Forrest Bess, Richard Tuttle, Prunella Clough, Raoul de Keyser, Milton Avery…their paintings look so spontaneous and honest. Clough’s paintings are so good. The space and the subjects in her paintings are wonderfully worn and at the same time tended for.
WORK
You were featured in our blog post expanding on artists we found via Instagram. What is your role within this social media platform?
I think Instagram has the same importance for an artist as a website now. I have met many artists, gallerists, curators, and learned about new project spaces opening through Instagram. A year ago I was posting random stuff as well as my art content, but now my account is solely being used as my studio diary and as a networking tool.
What about your use of colour? Why is your palette becoming more limited and darker?
Yes, it has definitely become more limited. Before my work was mainly concerned with colour, whereas now my appetite for colour is shared with form, so I had to limit my palette to allow the form to have some space in the painting.

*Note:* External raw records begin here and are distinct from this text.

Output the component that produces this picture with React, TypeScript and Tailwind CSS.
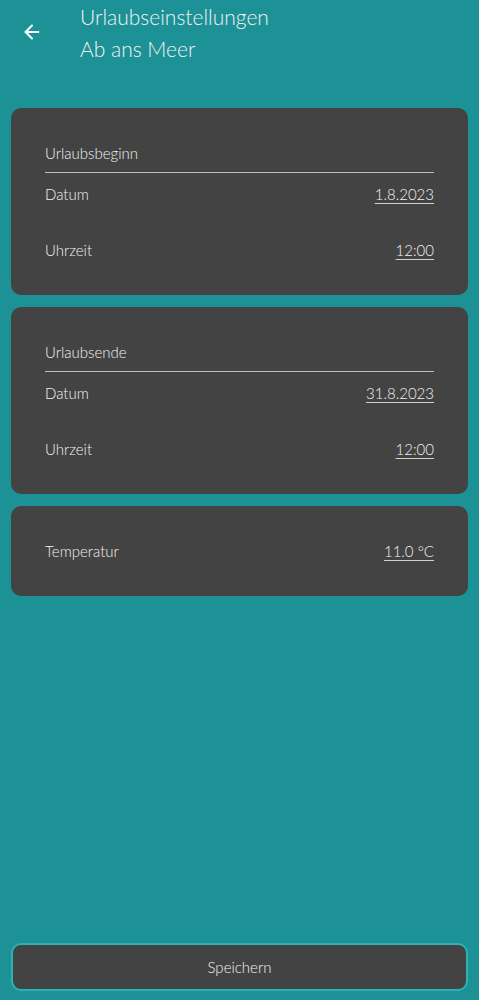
import { ArrowLeft } from 'lucide-react'

type Row = { label: string; value: string }

function Section({ title, rows }: { title?: string; rows: Row[] }) {
  return (
    <div className="bg-[#434343] rounded-[10px] px-[34px] pt-[34px] pb-[34px]">
      {title && (
        <div className="border-b border-[#bdbdbd] pb-[8px] mb-[10px] text-[15px] leading-[22px]">{title}</div>
      )}
      <div className="flex flex-col gap-[34px]">
        {rows.map((r) => (
          <div key={r.label} className="flex justify-between items-center text-[15px] leading-[22px]">
            <span>{r.label}</span>
            <span className="underline underline-offset-[3px] decoration-[#cfcfcf]">{r.value}</span>
          </div>
        ))}
      </div>
    </div>
  )
}

export default function App() {
  return (
    <div
      className="w-[479px] h-[1000px] bg-[#1c9196] text-[#f2f2f2] flex flex-col font-light"
      style={{ fontFamily: 'Lato, "Open Sans", sans-serif' }}
    >
      {/* Header */}
      <div className="flex h-[108px] items-start">
        <button className="w-[64px] h-[64px] flex items-center justify-center">
          <ArrowLeft className="w-[22px] h-[22px] text-white" strokeWidth={2.2} />
        </button>
        <div className="pl-[16px] pt-[2px]">
          <div className="text-[21px] leading-[30px]">Urlaubseinstellungen</div>
          <div className="text-[21px] leading-[34px]">Ab ans Meer</div>
        </div>
      </div>

      {/* Sections */}
      <div className="flex flex-col gap-[12px] px-[11px]">
        <Section
          title="Urlaubsbeginn"
          rows={[
            { label: 'Datum', value: '1.8.2023' },
            { label: 'Uhrzeit', value: '12:00' },
          ]}
        />
        <Section
          title="Urlaubsende"
          rows={[
            { label: 'Datum', value: '31.8.2023' },
            { label: 'Uhrzeit', value: '12:00' },
          ]}
        />
        <Section rows={[{ label: 'Temperatur', value: '11.0 °C' }]} />
      </div>

      <div className="flex-1" />

      {/* Save */}
      <div className="px-[11px] pb-[9px]">
        <button className="w-full h-[48px] bg-[#444343] rounded-[10px] border-2 border-[#2bb3b8] text-[15px] text-[#f2f2f2]">
          Speichern
        </button>
      </div>
    </div>
  )
}
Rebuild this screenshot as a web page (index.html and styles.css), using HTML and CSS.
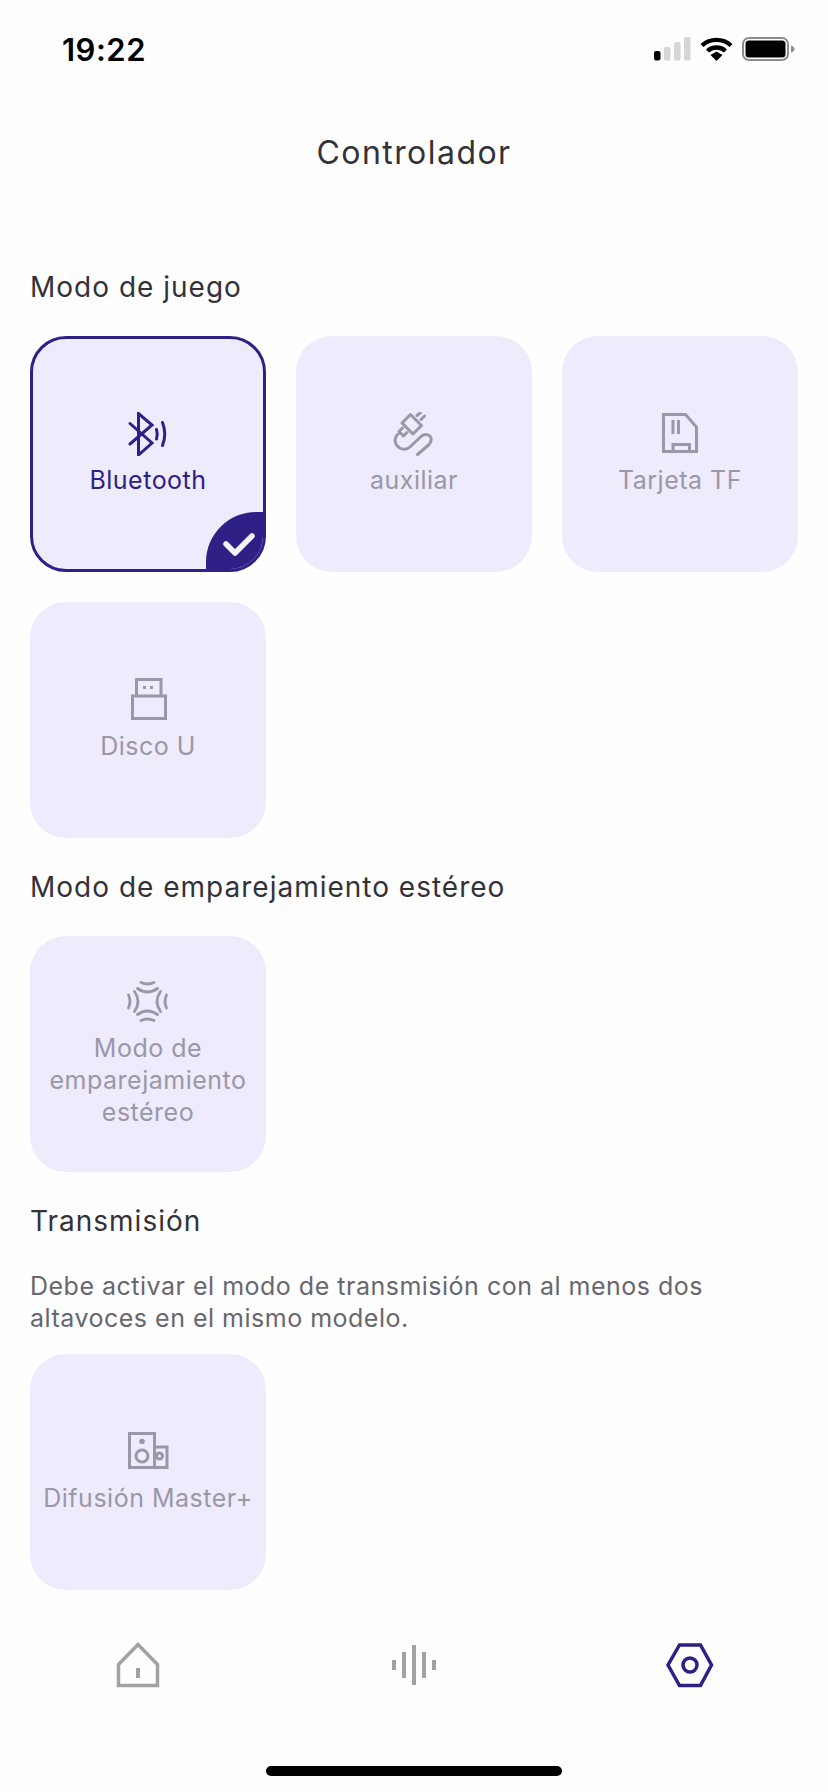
FILE: index.html
```html
<!DOCTYPE html>
<html lang="es">
<head>
<meta charset="utf-8">
<title>Controlador</title>
<link rel="stylesheet" href="styles.css">
</head>
<body>
<div class="app">
  <div class="status">
    <span class="time">19:22</span>
    <div class="status-icons">
      <svg class="sig" width="37" height="24" viewBox="0 0 37 24"><rect x="0" y="14" width="6.5" height="9.5" rx="2" fill="#000"/><rect x="10" y="10" width="6.5" height="13.5" rx="1.5" fill="#d6d6d6"/><rect x="20" y="5" width="6.5" height="18.5" rx="1.5" fill="#d6d6d6"/><rect x="30" y="0" width="6.5" height="23.5" rx="1.5" fill="#d6d6d6"/></svg>
      <svg class="wifi" width="33" height="24" viewBox="0 0 33 24"><path d="M2 8.5C10 1 23 1 31 8.5" fill="none" stroke="#000" stroke-width="4.4"/><path d="M7.5 14C12.5 9.4 20.500 9.400 25.500 14" fill="none" stroke="#000" stroke-width="4.400"/><path d="M10.500 18L16.500 14.500L22.500 18L16.500 24Z" fill="#000"/></svg>
      <svg class="batt" width="53" height="24" viewBox="0 0 53 24"><rect x="1" y="1" width="45" height="22" rx="6" fill="none" stroke="#8c8c8c" stroke-width="2"/><rect x="3.500" y="3.500" width="40" height="17" rx="3.500" fill="#000"/><path d="M49 8.500C51 9 52.500 10.500 52.500 12C52.500 13.500 51 15 49 15.500Z" fill="#8c8c8c"/></svg>
    </div>
  </div>
  <header class="head"><h1 class="head-title">Controlador</h1></header>
  <main class="main">
    <section class="sec">
      <h2 class="sec-title">Modo de juego</h2>
      <div class="grid">
        <div class="card card-on">
          <svg class="ic ic-bt" width="44" height="44" viewBox="0 0 44 44"><path d="M3 11.500L25 31L11.500 43V1.500L25 13L3 32" fill="none" stroke="currentColor" stroke-width="3" stroke-linecap="round" stroke-linejoin="miter"/><path d="M29.500 17.500Q31 22 29.500 27" fill="none" stroke="currentColor" stroke-width="3" stroke-linecap="round"/><path d="M35.500 10.500Q40 22 35.500 33.500" fill="none" stroke="currentColor" stroke-width="3" stroke-linecap="round"/></svg>
          <span class="lbl">Bluetooth</span>
          <span class="badge"><svg width="34" height="28" viewBox="0 0 34 28"><path d="M4 14L13 23L30 6" fill="none" stroke="#f4f2fd" stroke-width="5.500" stroke-linecap="round" stroke-linejoin="round"/></svg></span>
        </div>
        <div class="card">
          <svg class="ic" width="44" height="44" viewBox="0 0 44 44"><g fill="none" stroke="currentColor" stroke-width="3" stroke-linecap="round" stroke-linejoin="round"><path d="M18.500 2.500L29.500 13.500L21 22L10 11Z"/><path d="M25 3.500L28.500 0.500M29 7.500L32.500 4"/><path d="M10.500 16L7 19.500L11.500 24L15 20.500"/><path d="M7.500 21C3 23.500 2 29 4.500 33C8 38 14.500 38.500 18.500 34.500L29 24.500C32.500 21 38 22.500 39 26C39.800 29 38.500 31 36.500 33L25.500 42.500"/></g></svg>
          <span class="lbl">auxiliar</span>
        </div>
        <div class="card">
          <svg class="ic" width="44" height="44" viewBox="0 0 44 44"><g fill="none" stroke="currentColor" stroke-width="3"><path d="M5.500 2.500H27.500L38.500 15V39.500H5.500Z"/><path d="M15 8V22M20.500 8V22"/><path d="M15 39.500V32.500H31.500V39.500"/></g></svg>
          <span class="lbl">Tarjeta TF</span>
        </div>
        <div class="card">
          <svg class="ic" width="44" height="44" viewBox="0 0 44 44"><g fill="none" stroke="currentColor" stroke-width="3"><rect x="6.500" y="18" width="33" height="22.500"/><path d="M10.500 18V1.500H35V18"/></g><rect x="17" y="8" width="3" height="3" fill="currentColor"/><rect x="24" y="8" width="3" height="3" fill="currentColor"/></svg>
          <span class="lbl">Disco U</span>
        </div>
      </div>
    </section>
    <section class="sec">
      <h2 class="sec-title">Modo de emparejamiento estéreo</h2>
      <div class="grid">
        <div class="card">
          <svg class="ic" width="44" height="44" viewBox="0 0 44 44"><g fill="none" stroke="currentColor" stroke-width="2.800" stroke-linecap="round"><path d="M11.500 8.500Q21.500 15.500 31.500 8.500M15 2.500Q21.500 5.500 28 2.500"/><path d="M11.500 34.500Q21.500 27.500 31.500 34.500M15 40.500Q21.500 37.500 28 40.500"/><path d="M8.500 11.500Q15.500 21.500 8.500 31.500M2.500 15Q5.500 21.500 2.500 28"/><path d="M34.500 11.500Q27.500 21.500 34.500 31.500M40.500 15Q37.500 21.500 40.500 28"/></g></svg>
          <span class="lbl">Modo de<br>emparejamiento<br>estéreo</span>
        </div>
      </div>
    </section>
    <section class="sec">
      <h2 class="sec-title sec-title-desc">Transmisión</h2>
      <p class="desc">Debe activar el modo de transmisión con al menos dos<br>altavoces en el mismo modelo.</p>
      <div class="grid">
        <div class="card">
          <svg class="ic" width="44" height="44" viewBox="0 0 44 44"><g fill="none" stroke="currentColor" stroke-width="3"><rect x="3.500" y="3.500" width="25" height="34"/><path d="M28.500 17H41V37.500H28.500"/><circle cx="16" cy="26" r="6"/><circle cx="33.500" cy="26" r="3"/></g><circle cx="16" cy="11.500" r="2.800" fill="currentColor"/></svg>
          <span class="lbl">Difusión Master+</span>
        </div>
      </div>
    </section>
  </main>
  <nav class="nav">
    <svg class="nav-ic nav-off" width="48" height="48" viewBox="0 0 48 48"><path d="M24 3.500L4.500 23.500V44.500H43.500V23.500Z" fill="none" stroke="currentColor" stroke-width="3.500"/><rect x="22" y="27" width="4" height="10" fill="currentColor"/></svg>
    <svg class="nav-ic nav-off" width="48" height="48" viewBox="0 0 48 48"><g fill="currentColor"><rect x="2" y="19" width="4" height="10"/><rect x="12" y="11" width="4" height="26"/><rect x="22" y="4" width="4" height="40"/><rect x="32" y="11" width="4" height="26"/><rect x="42" y="19" width="4" height="10"/></g></svg>
    <svg class="nav-ic nav-on" width="48" height="48" viewBox="0 0 48 48"><path d="M13.500 4H34.500L45.500 24L34.500 44.500H13.500L2 24Z" fill="none" stroke="currentColor" stroke-width="3.500"/><circle cx="24" cy="24" r="7" fill="none" stroke="currentColor" stroke-width="3.500"/></svg>
  </nav>
  <div class="home-bar"><span class="home-pill"></span></div>
</div>
</body>
</html>
```
FILE: styles.css
```css
* { box-sizing: border-box; }
html, body { margin: 0; padding: 0; }
body { background: #fefefe; font-family: Inter, "Liberation Sans", sans-serif; }
.app { width: 828px; height: 1792px; display: flex; flex-direction: column; overflow: hidden; }

.status { height: 100px; padding: 37px 33px 0 62px; display: flex; justify-content: space-between; align-items: flex-start; }
.time { font-size: 31px; line-height: 25px; font-weight: 600; letter-spacing: 0.5px; color: #000; }
.status-icons { display: flex; align-items: flex-start; gap: 9px; }
.status-icons svg { display: block; }

.head { padding: 33px 0 94px; text-align: center; }
.head-title { margin: 0; font-size: 32px; line-height: 40px; font-weight: 400; letter-spacing: 1.45px; color: #333238; }

.main { padding: 0 30px; }
.sec { padding-bottom: 29px; }
.sec-title { margin: 0 0 29px; font-size: 28px; line-height: 40px; font-weight: 400; letter-spacing: 1px; color: #333238; }
.sec-title-desc { margin-bottom: 29px; }
.desc { margin: 0 0 20px; font-size: 25px; line-height: 32px; letter-spacing: 0.5px; color: #68666e; }

.grid { display: grid; grid-template-columns: repeat(3, 236px); gap: 30px; }
.card { position: relative; height: 236px; border-radius: 36px; background: #eeebfc; color: #9a97a8; display: flex; flex-direction: column; align-items: center; justify-content: center; overflow: hidden; text-align: center; }
.card-on { color: #2e2085; border: 3px solid #2e2085; }
.ic { display: block; margin-bottom: 8px; flex: none; }
.ic-bt { margin-left: 2px; }
.lbl { font-size: 25px; line-height: 32px; letter-spacing: 0.5px; }
.badge { position: absolute; right: -3px; bottom: -3px; width: 60px; height: 60px; background: #2e2085; border-radius: 50px 0 0 0; display: flex; align-items: center; justify-content: center; padding: 4px 0 0 6px; }
.badge svg { display: block; }

.nav { margin-top: 22px; display: grid; grid-template-columns: repeat(3, 276px); justify-items: center; }
.nav-ic { display: block; }
.nav-off { color: #a2a2a4; }
.nav-on { color: #2e2085; }

.home-bar { margin-top: 77px; display: flex; justify-content: center; }
.home-pill { display: block; width: 296px; height: 10px; border-radius: 5px; background: #000; }
```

As mentioned previously, your work has currently shifted in a way that you control the shapes and colour, whether in your previous works, the colour determined the shapes. Why are you evolving towards this way of working?
I felt myself on a dead end with the pouring and dripping. It was great fun to be given a shape by a pour. But I felt I had done all I had to do in terms of experimenting, and suddenly felt the need to be more present in the decision-making. I still use chance, but now it is just another thing in my toolbox. The decisions are more conscious than before and I am enjoying painting again.
You are currently exhibiting in a group show ‘Future Echoes’ at the Refugees Museum in Thessaloniki, Greece. What work is on view there, and how do you find your piece works within the exhibition context?
I am showing some older pieces there (mainly from 2016). It felt relevant with the scope of the show, considering that my current work still carries elements of my past paintings.
FUTURE
Can you share any upcoming projects/exhibitions/residencies with us?
At the moment I am working with a Project space here in London towards a group show featuring works from Slade and RCA students. My degree show is in June 2018, so I need to focus on that before making big plans. After Slade, there are a few things I would like to do. Asia and America are on my list for future residencies. The Skowheagan programme in Maine is something I would very much like to do, but at the moment the near future is quite unpredictable.